#### [Exercise brief]
Reproduce the full listing below unchanged, apart from the pictures.

(Records excerpted from a collection)
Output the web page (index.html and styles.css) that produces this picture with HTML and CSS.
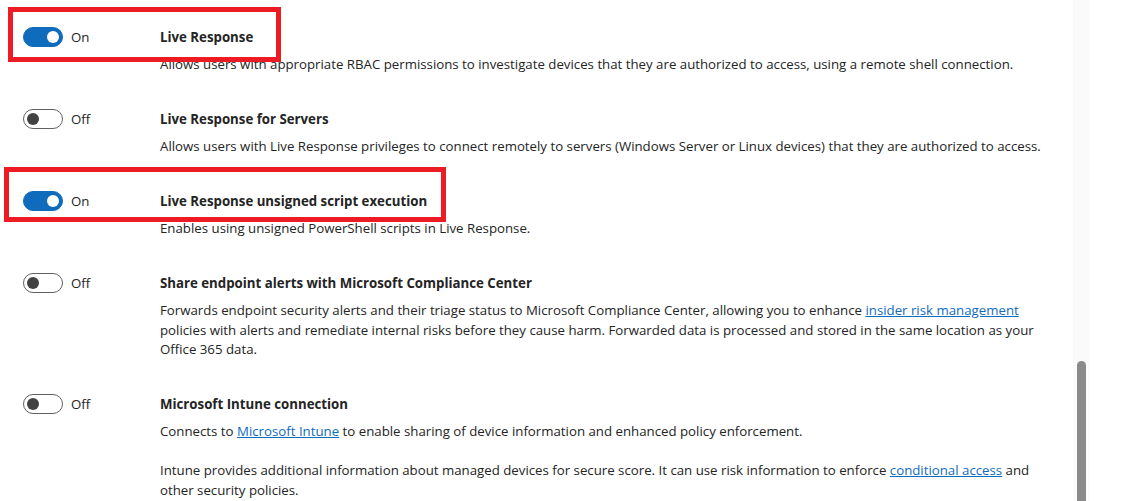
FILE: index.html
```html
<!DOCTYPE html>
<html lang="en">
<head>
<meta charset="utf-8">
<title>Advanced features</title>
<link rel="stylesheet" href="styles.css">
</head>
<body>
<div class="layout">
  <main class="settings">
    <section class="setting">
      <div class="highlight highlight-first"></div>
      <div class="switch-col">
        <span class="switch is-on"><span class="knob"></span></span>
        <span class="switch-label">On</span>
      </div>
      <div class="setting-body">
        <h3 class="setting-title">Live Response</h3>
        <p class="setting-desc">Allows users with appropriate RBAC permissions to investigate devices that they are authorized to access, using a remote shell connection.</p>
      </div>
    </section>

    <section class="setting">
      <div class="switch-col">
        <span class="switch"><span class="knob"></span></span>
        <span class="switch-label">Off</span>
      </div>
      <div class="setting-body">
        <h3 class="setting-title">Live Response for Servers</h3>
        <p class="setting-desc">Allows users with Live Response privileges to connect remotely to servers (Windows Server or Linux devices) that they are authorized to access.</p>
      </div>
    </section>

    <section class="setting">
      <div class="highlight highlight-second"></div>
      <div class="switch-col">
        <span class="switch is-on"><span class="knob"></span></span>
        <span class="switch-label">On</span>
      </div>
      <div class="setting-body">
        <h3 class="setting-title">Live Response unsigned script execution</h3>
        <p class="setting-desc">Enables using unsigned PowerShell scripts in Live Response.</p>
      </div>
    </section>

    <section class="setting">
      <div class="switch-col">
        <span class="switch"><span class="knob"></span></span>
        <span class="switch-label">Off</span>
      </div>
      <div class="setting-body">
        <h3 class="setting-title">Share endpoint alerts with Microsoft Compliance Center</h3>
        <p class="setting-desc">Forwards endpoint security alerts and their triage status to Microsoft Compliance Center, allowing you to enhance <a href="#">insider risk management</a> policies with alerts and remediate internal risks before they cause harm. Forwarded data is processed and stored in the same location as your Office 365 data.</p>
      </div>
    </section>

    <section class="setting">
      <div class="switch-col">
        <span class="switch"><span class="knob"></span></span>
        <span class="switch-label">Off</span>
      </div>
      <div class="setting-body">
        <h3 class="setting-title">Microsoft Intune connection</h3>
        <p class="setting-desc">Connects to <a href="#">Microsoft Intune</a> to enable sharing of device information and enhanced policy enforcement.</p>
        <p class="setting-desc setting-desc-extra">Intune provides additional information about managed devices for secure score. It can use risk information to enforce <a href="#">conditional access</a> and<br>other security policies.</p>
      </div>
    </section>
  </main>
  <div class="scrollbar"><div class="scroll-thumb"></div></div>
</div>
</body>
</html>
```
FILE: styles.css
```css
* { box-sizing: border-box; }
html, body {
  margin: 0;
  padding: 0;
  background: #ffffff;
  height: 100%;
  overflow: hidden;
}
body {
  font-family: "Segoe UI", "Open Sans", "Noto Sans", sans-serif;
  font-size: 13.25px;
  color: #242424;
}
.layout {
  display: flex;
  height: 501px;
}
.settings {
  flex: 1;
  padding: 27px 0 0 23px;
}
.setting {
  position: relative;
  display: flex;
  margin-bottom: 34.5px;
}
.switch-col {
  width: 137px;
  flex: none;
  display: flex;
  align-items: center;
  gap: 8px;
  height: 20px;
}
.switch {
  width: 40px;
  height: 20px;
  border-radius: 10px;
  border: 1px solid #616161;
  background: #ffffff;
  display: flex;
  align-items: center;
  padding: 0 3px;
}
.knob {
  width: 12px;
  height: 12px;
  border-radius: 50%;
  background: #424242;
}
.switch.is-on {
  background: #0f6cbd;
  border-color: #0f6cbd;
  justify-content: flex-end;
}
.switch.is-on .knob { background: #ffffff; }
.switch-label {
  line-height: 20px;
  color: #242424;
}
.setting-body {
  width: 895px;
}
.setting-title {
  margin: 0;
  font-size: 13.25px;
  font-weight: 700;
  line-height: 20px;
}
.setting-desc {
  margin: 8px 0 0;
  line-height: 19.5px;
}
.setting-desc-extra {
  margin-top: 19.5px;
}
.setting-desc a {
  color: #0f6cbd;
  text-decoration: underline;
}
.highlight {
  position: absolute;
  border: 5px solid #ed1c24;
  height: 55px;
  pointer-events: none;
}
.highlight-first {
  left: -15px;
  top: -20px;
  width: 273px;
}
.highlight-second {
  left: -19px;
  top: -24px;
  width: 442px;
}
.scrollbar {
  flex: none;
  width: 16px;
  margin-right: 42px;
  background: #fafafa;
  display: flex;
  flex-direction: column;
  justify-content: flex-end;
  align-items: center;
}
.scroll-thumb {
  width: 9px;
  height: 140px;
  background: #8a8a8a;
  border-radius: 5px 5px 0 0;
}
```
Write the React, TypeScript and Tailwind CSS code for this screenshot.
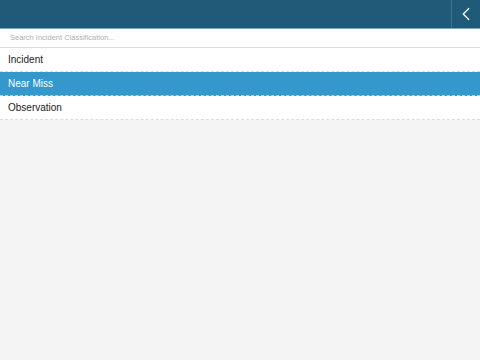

#### [Result]
Output the web page (index.html and styles.css) that produces this picture with HTML and CSS.
FILE: index.html
```html
<!DOCTYPE html>
<html lang="en">
<head>
<meta charset="utf-8">
<title>Advanced features</title>
<link rel="stylesheet" href="styles.css">
</head>
<body>
<div class="layout">
  <main class="settings">
    <section class="setting">
      <div class="highlight highlight-first"></div>
      <div class="switch-col">
        <span class="switch is-on"><span class="knob"></span></span>
        <span class="switch-label">On</span>
      </div>
      <div class="setting-body">
        <h3 class="setting-title">Live Response</h3>
        <p class="setting-desc">Allows users with appropriate RBAC permissions to investigate devices that they are authorized to access, using a remote shell connection.</p>
      </div>
    </section>

    <section class="setting">
      <div class="switch-col">
        <span class="switch"><span class="knob"></span></span>
        <span class="switch-label">Off</span>
      </div>
      <div class="setting-body">
        <h3 class="setting-title">Live Response for Servers</h3>
        <p class="setting-desc">Allows users with Live Response privileges to connect remotely to servers (Windows Server or Linux devices) that they are authorized to access.</p>
      </div>
    </section>

    <section class="setting">
      <div class="highlight highlight-second"></div>
      <div class="switch-col">
        <span class="switch is-on"><span class="knob"></span></span>
        <span class="switch-label">On</span>
      </div>
      <div class="setting-body">
        <h3 class="setting-title">Live Response unsigned script execution</h3>
        <p class="setting-desc">Enables using unsigned PowerShell scripts in Live Response.</p>
      </div>
    </section>

    <section class="setting">
      <div class="switch-col">
        <span class="switch"><span class="knob"></span></span>
        <span class="switch-label">Off</span>
      </div>
      <div class="setting-body">
        <h3 class="setting-title">Share endpoint alerts with Microsoft Compliance Center</h3>
        <p class="setting-desc">Forwards endpoint security alerts and their triage status to Microsoft Compliance Center, allowing you to enhance <a href="#">insider risk management</a> policies with alerts and remediate internal risks before they cause harm. Forwarded data is processed and stored in the same location as your Office 365 data.</p>
      </div>
    </section>

    <section class="setting">
      <div class="switch-col">
        <span class="switch"><span class="knob"></span></span>
        <span class="switch-label">Off</span>
      </div>
      <div class="setting-body">
        <h3 class="setting-title">Microsoft Intune connection</h3>
        <p class="setting-desc">Connects to <a href="#">Microsoft Intune</a> to enable sharing of device information and enhanced policy enforcement.</p>
        <p class="setting-desc setting-desc-extra">Intune provides additional information about managed devices for secure score. It can use risk information to enforce <a href="#">conditional access</a> and<br>other security policies.</p>
      </div>
    </section>
  </main>
  <div class="scrollbar"><div class="scroll-thumb"></div></div>
</div>
</body>
</html>
```
FILE: styles.css
```css
* { box-sizing: border-box; }
html, body {
  margin: 0;
  padding: 0;
  background: #ffffff;
  height: 100%;
  overflow: hidden;
}
body {
  font-family: "Segoe UI", "Open Sans", "Noto Sans", sans-serif;
  font-size: 13.25px;
  color: #242424;
}
.layout {
  display: flex;
  height: 501px;
}
.settings {
  flex: 1;
  padding: 27px 0 0 23px;
}
.setting {
  position: relative;
  display: flex;
  margin-bottom: 34.5px;
}
.switch-col {
  width: 137px;
  flex: none;
  display: flex;
  align-items: center;
  gap: 8px;
  height: 20px;
}
.switch {
  width: 40px;
  height: 20px;
  border-radius: 10px;
  border: 1px solid #616161;
  background: #ffffff;
  display: flex;
  align-items: center;
  padding: 0 3px;
}
.knob {
  width: 12px;
  height: 12px;
  border-radius: 50%;
  background: #424242;
}
.switch.is-on {
  background: #0f6cbd;
  border-color: #0f6cbd;
  justify-content: flex-end;
}
.switch.is-on .knob { background: #ffffff; }
.switch-label {
  line-height: 20px;
  color: #242424;
}
.setting-body {
  width: 895px;
}
.setting-title {
  margin: 0;
  font-size: 13.25px;
  font-weight: 700;
  line-height: 20px;
}
.setting-desc {
  margin: 8px 0 0;
  line-height: 19.5px;
}
.setting-desc-extra {
  margin-top: 19.5px;
}
.setting-desc a {
  color: #0f6cbd;
  text-decoration: underline;
}
.highlight {
  position: absolute;
  border: 5px solid #ed1c24;
  height: 55px;
  pointer-events: none;
}
.highlight-first {
  left: -15px;
  top: -20px;
  width: 273px;
}
.highlight-second {
  left: -19px;
  top: -24px;
  width: 442px;
}
.scrollbar {
  flex: none;
  width: 16px;
  margin-right: 42px;
  background: #fafafa;
  display: flex;
  flex-direction: column;
  justify-content: flex-end;
  align-items: center;
}
.scroll-thumb {
  width: 9px;
  height: 140px;
  background: #8a8a8a;
  border-radius: 5px 5px 0 0;
}
```
Write the React, TypeScript and Tailwind CSS code for this screenshot.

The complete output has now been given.